Surely Paul could have met Jesus on the road to Damascus, had his eyesight restored, and then high-tailed it to Jerusalem to present himself to James and the rest of the church leaders. He could have declared, “Send me in, Coach!”
Yet, he would have been immature: full of enthusiasm, but little spiritual maturity. He probably would have scared the Christians into hiding. They likely thought he was faking his conversion in order to infiltrate the church and kill them all.
Most of the time between Jesus’ birth and His public ministry is a blank also. We know He lived in Egypt as a child, but we know nothing about His time there.
Scripture only tells us about one event in Jesus’ childhood, when his parents left him during their pilgrimage to Jerusalem when he was 12 years old. Traveling as a large group, they just assumed he was with others in their entourage.
Jesus’ response to His parents when they found Him teaches us what to do when we’re in the in-between times of life.
- He told his parents, “Didn’t you know I had to be in my Father’s house?” (Luke 2:49). We need to be where God is, not running ahead of Him or lagging behind His timing.
- During his transition time, “Jesus grew in wisdom and stature” (Luke 2:52). Soak up everything you can learn while you wait. Dig deep in His Word. Learn from others. Wear your knees out in prayer.

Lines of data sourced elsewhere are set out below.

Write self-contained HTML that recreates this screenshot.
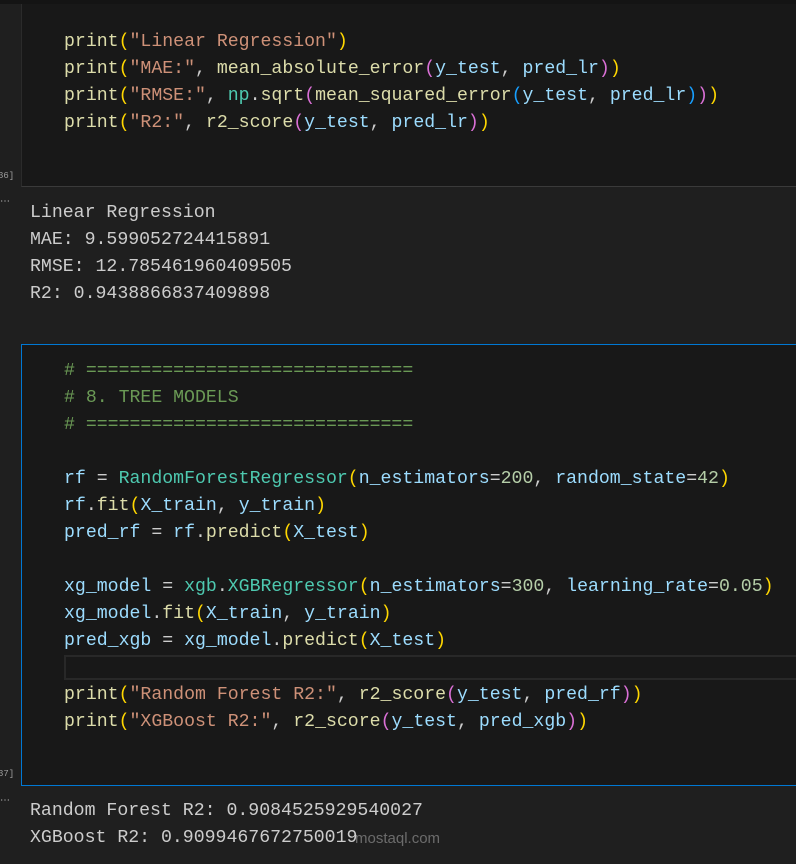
<!DOCTYPE html>
<html><head><meta charset="utf-8"><style>
body{margin:0;width:796px;height:864px;background:#1f1f1f;overflow:hidden;position:relative;font-family:"Liberation Mono",monospace;}
.cell{position:absolute;left:21px;right:-2px;background:#181818;}
.l{position:absolute;left:64px;font-size:18.2px;line-height:27px;white-space:pre;color:#9cdcfe;margin-top:3px;}
.o{position:absolute;left:30px;font-size:18.2px;line-height:27px;white-space:pre;color:#cccccc;margin-top:3px;}
.f{color:#dcdcaa}.y{color:#ffd700}.s{color:#ce9178}.p{color:#da70d6}.b{color:#179fff}.c{color:#4ec9b0}.n{color:#b5cea8}.g{color:#6a9955}.w{color:#cccccc}
.num{position:absolute;left:-2px;font-size:9px;color:#9d9d9d;}
.dots{position:absolute;left:0;font-size:10px;color:#ccc;}
</style></head><body>
<div style="position:absolute;left:0;top:0;width:796px;height:4px;background:#141414"></div>
<div class="cell" style="top:4px;height:182px;border-left:1px solid #2b2b2b;border-bottom:1px solid #3a3a3a"></div>
<div class="l" style="top:26px"><span class="f">print</span><span class="y">(</span><span class="s">"Linear Regression"</span><span class="y">)</span></div>
<div class="l" style="top:53px"><span class="f">print</span><span class="y">(</span><span class="s">"MAE:"</span><span class="w">, </span><span class="f">mean_absolute_error</span><span class="p">(</span>y_test<span class="w">, </span>pred_lr<span class="p">)</span><span class="y">)</span></div>
<div class="l" style="top:80px"><span class="f">print</span><span class="y">(</span><span class="s">"RMSE:"</span><span class="w">, </span><span class="c">np</span><span class="w">.</span><span class="f">sqrt</span><span class="p">(</span><span class="f">mean_squared_error</span><span class="b">(</span>y_test<span class="w">, </span>pred_lr<span class="b">)</span><span class="p">)</span><span class="y">)</span></div>
<div class="l" style="top:107px"><span class="f">print</span><span class="y">(</span><span class="s">"R2:"</span><span class="w">, </span><span class="f">r2_score</span><span class="p">(</span>y_test<span class="w">, </span>pred_lr<span class="p">)</span><span class="y">)</span></div>
<div class="num" style="top:171px">36]</div>
<div class="dots" style="top:196px">⋯</div>
<div class="o" style="top:197px">Linear Regression</div>
<div class="o" style="top:224px">MAE: 9.599052724415891</div>
<div class="o" style="top:251px">RMSE: 12.785461960409505</div>
<div class="o" style="top:278px">R2: 0.9438866837409898</div>

<div class="cell" style="top:344px;height:440px;border:1px solid #0078d4;right:-2px"></div>
<div style="position:absolute;left:64px;top:655px;width:740px;height:25px;border:2px solid #282828;box-sizing:border-box"></div>
<div class="l g" style="top:355px"># ==============================</div>
<div class="l g" style="top:382px"># 8. TREE MODELS</div>
<div class="l g" style="top:409px"># ==============================</div>
<div class="l" style="top:463px">rf <span class="w">=</span> <span class="c">RandomForestRegressor</span><span class="y">(</span>n_estimators<span class="w">=</span><span class="n">200</span><span class="w">, </span>random_state<span class="w">=</span><span class="n">42</span><span class="y">)</span></div>
<div class="l" style="top:490px">rf<span class="w">.</span><span class="f">fit</span><span class="y">(</span>X_train<span class="w">, </span>y_train<span class="y">)</span></div>
<div class="l" style="top:517px">pred_rf <span class="w">=</span> rf<span class="w">.</span><span class="f">predict</span><span class="y">(</span>X_test<span class="y">)</span></div>
<div class="l" style="top:571px">xg_model <span class="w">=</span> <span class="c">xgb</span><span class="w">.</span><span class="c">XGBRegressor</span><span class="y">(</span>n_estimators<span class="w">=</span><span class="n">300</span><span class="w">, </span>learning_rate<span class="w">=</span><span class="n">0.05</span><span class="y">)</span></div>
<div class="l" style="top:598px">xg_model<span class="w">.</span><span class="f">fit</span><span class="y">(</span>X_train<span class="w">, </span>y_train<span class="y">)</span></div>
<div class="l" style="top:625px">pred_xgb <span class="w">=</span> xg_model<span class="w">.</span><span class="f">predict</span><span class="y">(</span>X_test<span class="y">)</span></div>
<div class="l" style="top:679px"><span class="f">print</span><span class="y">(</span><span class="s">"Random Forest R2:"</span><span class="w">, </span><span class="f">r2_score</span><span class="p">(</span>y_test<span class="w">, </span>pred_rf<span class="p">)</span><span class="y">)</span></div>
<div class="l" style="top:706px"><span class="f">print</span><span class="y">(</span><span class="s">"XGBoost R2:"</span><span class="w">, </span><span class="f">r2_score</span><span class="p">(</span>y_test<span class="w">, </span>pred_xgb<span class="p">)</span><span class="y">)</span></div>
<div class="num" style="top:769px">37]</div>
<div class="dots" style="top:795px">⋯</div>
<div class="o" style="top:795px">Random Forest R2: 0.9084525929540027</div>
<div class="o" style="top:822px">XGBoost R2: 0.9099467672750019</div>
<div style="position:absolute;left:355px;top:830px;font-family:'Liberation Sans',sans-serif;font-size:15px;color:rgba(200,200,200,0.45)">mostaql.com</div>
</body></html>
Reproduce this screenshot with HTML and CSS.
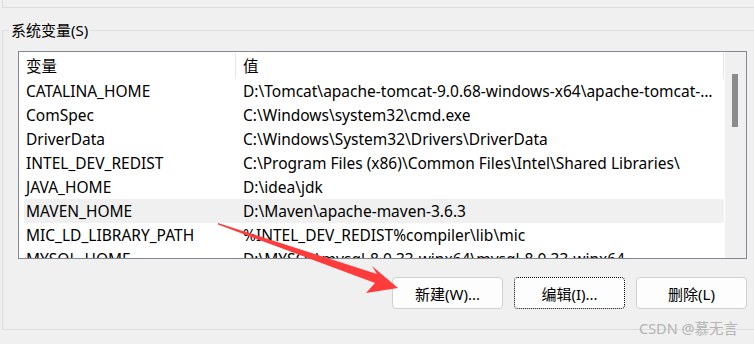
FILE: index.html
```html
<!DOCTYPE html>
<html lang="zh-CN">

<head>
    <meta charset="utf-8">
    <title>系统变量</title>
    <link rel="stylesheet" href="styles.css">
</head>

<body>
    <div class="user_group"></div>

    <fieldset class="sys_group">
        <legend>系统变量(S)</legend>

        <div class="listbox">
            <div class="table">
                <div class="row head">
                    <span class="col_name">变量</span>
                    <span class="col_val">值</span>
                </div>
                <div class="row"><span class="col_name">CATALINA_HOME</span><span class="col_val">D:\Tomcat\apache-tomcat-9.0.68-windows-x64\apache-tomcat-9.0.68</span></div>
                <div class="row"><span class="col_name">ComSpec</span><span class="col_val">C:\Windows\system32\cmd.exe</span></div>
                <div class="row"><span class="col_name">DriverData</span><span class="col_val">C:\Windows\System32\Drivers\DriverData</span></div>
                <div class="row"><span class="col_name">INTEL_DEV_REDIST</span><span class="col_val">C:\Program Files (x86)\Common Files\Intel\Shared Libraries\</span></div>
                <div class="row"><span class="col_name">JAVA_HOME</span><span class="col_val">D:\idea\jdk</span></div>
                <div class="row row_hover"><span class="col_name">MAVEN_HOME</span><span class="col_val">D:\Maven\apache-maven-3.6.3</span></div>
                <div class="row"><span class="col_name">MIC_LD_LIBRARY_PATH</span><span class="col_val">%INTEL_DEV_REDIST%compiler\lib\mic</span></div>
                <div class="row"><span class="col_name">MYSQL_HOME</span><span class="col_val">D:\MYSQL\mysql-8.0.33-winx64\mysql-8.0.33-winx64</span></div>
            </div>
            <div class="scrollbar">
                <div class="thumb"></div>
            </div>
        </div>

        <div class="buttons">
            <button class="btn">新建(W)...</button>
            <button class="btn btn_focus">编辑(I)...</button>
            <button class="btn">删除(L)</button>
        </div>
    </fieldset>

    <div class="watermark">CSDN @慕无言</div>

    <svg class="arrow" width="754" height="344" viewBox="0 0 754 344">
        <polygon fill="#ff3b3b" points="218,223 377,274 372,266 398,288 366,293 375,283 218,224.5"/>
    </svg>
</body>

</html>
```

FILE: styles.css
```css
* {
    box-sizing: border-box;
    margin: 0;
}

body {
    width: 754px;
    height: 344px;
    overflow: hidden;
    background: #f0f0f0;
    font-family: 'Noto Sans', 'Noto Sans CJK SC', sans-serif;
    font-size: 15.5px;
    color: #000;
    position: relative;
}

.user_group {
    height: 8px;
    margin-left: 2px;
    border-left: 1px solid #dcdcdc;
    border-bottom: 1px solid #dcdcdc;
}

.sys_group {
    margin: 12px -10px 0 2px;
    padding: 11px 18px 20px 15px;
    border: 1px solid #dcdcdc;
    min-width: 0;
}

.sys_group legend {
    margin-left: -9px;
    padding: 0 2px;
    line-height: 20px;
    font-size: 15px;
}

.listbox {
    display: flex;
    width: 729px;
    height: 208px;
    border: 1px solid #828790;
    background: #fff;
    overflow: hidden;
}

.table {
    width: 705px;
    padding-left: 5px;
}

.row {
    display: flex;
    height: 24px;
    line-height: 24px;
    white-space: nowrap;
}

.row.head {
    height: 27px;
    line-height: 27px;
}

.row_hover {
    background: #f0f0f0;
}

.col_name {
    width: 212px;
    flex: none;
    padding-left: 2px;
}

.col_val {
    flex: 1;
    padding-left: 7px;
    padding-right: 8px;
    overflow: hidden;
    text-overflow: ellipsis;
}

.head .col_name {
    border-right: 1px solid #e5e5e5;
    height: 26px;
    margin-top: 1px;
    line-height: 26px;
}

.head .col_val {
    border-right: 1px solid #e5e5e5;
    height: 26px;
    margin-top: 1px;
    line-height: 26px;
}

.scrollbar {
    width: 22px;
    flex: none;
    background: #f0f0f0;
    border-left: 1px solid #fff;
    padding: 22px 0 0 7px;
}

.thumb {
    width: 6px;
    height: 53px;
    background: #8b8b8b;
}

.buttons {
    display: flex;
    justify-content: flex-end;
    gap: 11px;
    width: 729px;
    margin-top: 18px;
}

.btn {
    width: 111px;
    height: 32px;
    border: 1px solid #d0d0d0;
    border-radius: 4px;
    background: #fdfdfd;
    font-family: 'Noto Sans', 'Noto Sans CJK SC', sans-serif;
    font-size: 15px;
    color: #000;
    padding: 0;
}

.btn_focus {
    border: 1px dotted #000;
}

.watermark {
    position: absolute;
    left: 639px;
    top: 318px;
    font-size: 14.5px;
    line-height: 20px;
    color: #b4b4b4;
}

.arrow {
    position: absolute;
    left: 0;
    top: 0;
}
```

- Be sensitive to others: Transition times aren’t just hard for us; they are difficult for others, too. Some people will try to hold you back. Others will push and nudge you ahead of God’s timing. After His parents found Him in the temple, Jesus “went down to Nazareth with them and was obedient to them” (Luke 2:51). Obey God’s timing, but be gracious always and submissive to your leadership when possible.
In the in-between times, we look to God as our guide, we enjoy His presence and remain contented in His plan for us, just like the Psalmist wrote “You make known to me the path of life; in your presence there is fullness of joy; at your right hand are pleasures forevermore” (Psalm 16:11, ESV)
Heather King is a wife, mom, Bible Study teacher, writer and worship leader. Most importantly, she is a Christ follower with a desire to help others apply the Bible to everyday life with all its mess, noise, and busyness. Her upcoming book, Ask Me Anything, Lord: Opening Our Hearts to God’s Questions, will be released in the Fall of 2013! To read more devotionals by Heather King, click here.
Copyright © 2013 Heather King
2 thoughts on “Living in Between, Part I”
Heather, I so needed this. Your posts mean so much to me. They bring me sunshine on a snowy day. Blessings, prayers, and love.
I’m so glad! It wasn’t at all what I intended to post today, but my kids are home from school and life was a bit crazy. God always knows better than me what to say and when to say it!